O pacote anticrime trouxe uma significativa mudança nos crimes sujeitos ao julgamento pelo Tribunal do Júri. Ele restaura a possibilidade de uma execução provisória, a partir da condenação perante o conselho de sentença quando a pena for igual ou superior a 15 anos. É lamentável que isso tenha sido previsto pelo legislador na elaboração da lei, quando justamente o Supremo Tribunal Federal havia em julgamento histórico, sepultado tal possibilidade em não permitir a execução provisória das sentenças, até que o trânsito em julgado se efetivasse, restabelecendo, assim o princípio da presunção de inocência.
O ataque a esse elevado princípio de estatura constitucional por via oblíqua nos crimes relacionados ao júri não é novidade, já que em 2017, o Ministro Luis Roberto Barroso o havia relativizado num processo no qual é relator sob o anêmico argumento de que os julgamentos feitos pelo Conselho de sentença estavam abrangidos pela soberania dos vereditos.

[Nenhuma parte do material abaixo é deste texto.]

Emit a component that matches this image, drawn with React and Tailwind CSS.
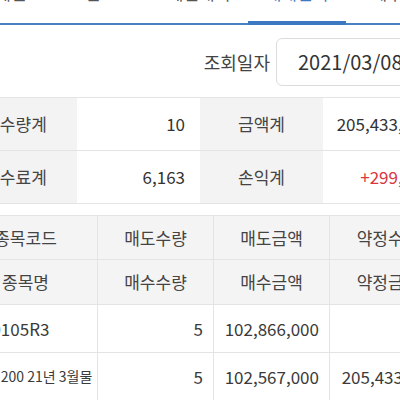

Assim, segundo ele, tal condenação pelos pares, estava equiparada a um colegiado, igualmente ao procedimento nos Tribunais de segunda instância, portanto, vindo de órgão colegiado e soberano, não haveria qualquer prejuízo ao acusado.
Tal manifestação monocrática do Ministro encontra-se aguardando julgamento pelo Plenário do Supremo Tribunal Federal.
Com a devida vênia, o argumento não se sustenta numa análise mais criteriosa, eis que a soberania do júri é uma garantia fundamental voltada ao acusado e não pode servir de mecanismo contrário, visando prejudicá-lo, sob pena, dessas garantias inseridas na Carta Magna, se voltarem justamente a aqueles que ela visa proteger. Um contrassenso, uma aberração jurídica e uma verdadeira subversão dos direitos fundamentais.
Se não bastasse isso, o Ministro inova, realizando ponderação entre regras e princípios, algo que ele mesmo combateu em dezenas de artigos e livros que escreveu. Nos conflitos entre regras, uma exclui a outra. Entre os princípios, pondera-se, obviamente, dentro de certos critérios de interpretação e requisitos a serem respeitados.
É necessário ainda observar o efeito sistêmico dessas decisões utilitárias, pois o impacto sem a necessária previsibilidade pode ser traumático, nos levando a caminhar em terreno movediço. Um exemplo muito simples mais com enorme repercussão, é a luta de alguns parlamentares mais desavisados para que seja relativizado o trânsito em julgado da sentença penal condenatória, possibilitando a execução provisória.
Inúmeros problemas e riscos podem advir de uma decisão como essa tendo reflexos sem precedentes. Um deles, seria, como bem lembrou Alexandre Morais da Rosa, numa recente palestra virtual que: “nas Auditorias onde são julgados os militares, a decisão normalmente é tomada por órgão colegiado. Nesses casos específicos, prenderemos os militares após o julgamento coletivo, usurpando a presunção de inocência?”.
No mundo do direito a regra é: quem pode mais pode também o menos. Sendo assim, como seria um Juiz, Promotor ou Delegado sendo julgado por órgão colegiado em segunda instância sobre a perda do seu cargo? Faríamos cumprir a decisão dessa execução provisória? E quanto as dívidas dos entes federativos, precatórios seriam executados após a decisão de segunda instância?
Voltando ao tema, nos parece que a corrente que alega ser inconstitucional o artigo que cuida da prisão obrigatória no Júri da lei 13.964/19 e tem fundamento na presunção de inocência, é a mais consentânea dentro do nosso sistema jurídico, e embora o parlamento tente por diversas vezes alterá-la, a mesma, se mantêm íntegra na sua inteireza quando da última decisão do Pleno do Supremo.
De toda a sorte, toda essa celeuma em relativizar garantias, principalmente, as que se referem ao Tribunal do Júri, precisam ser tomadas de forma refletida, pois caso contrário, correremos o risco de fragilizarmos todo o nosso arcabouço jurídico. O direito é uno e funciona sistematicamente, sobretudo, porque as normas nem sempre se excluem. Na maioria das vezes, elas convivem entre si, complementando-se.
Em ambientes carregados pela política, prestar atenção ao que se faz ao direito é algo imprescindível porque essas mudanças podem mais prejudicar do que trazer melhores condições de vida para a parcela mais vulnerável da população. A sanha punitivista desses incautos e moralistas de plantão poderia vir acompanhada de politicas criminais efetivas sem por em risco o que temos de mais importante: A força normativa da nossa Constituição.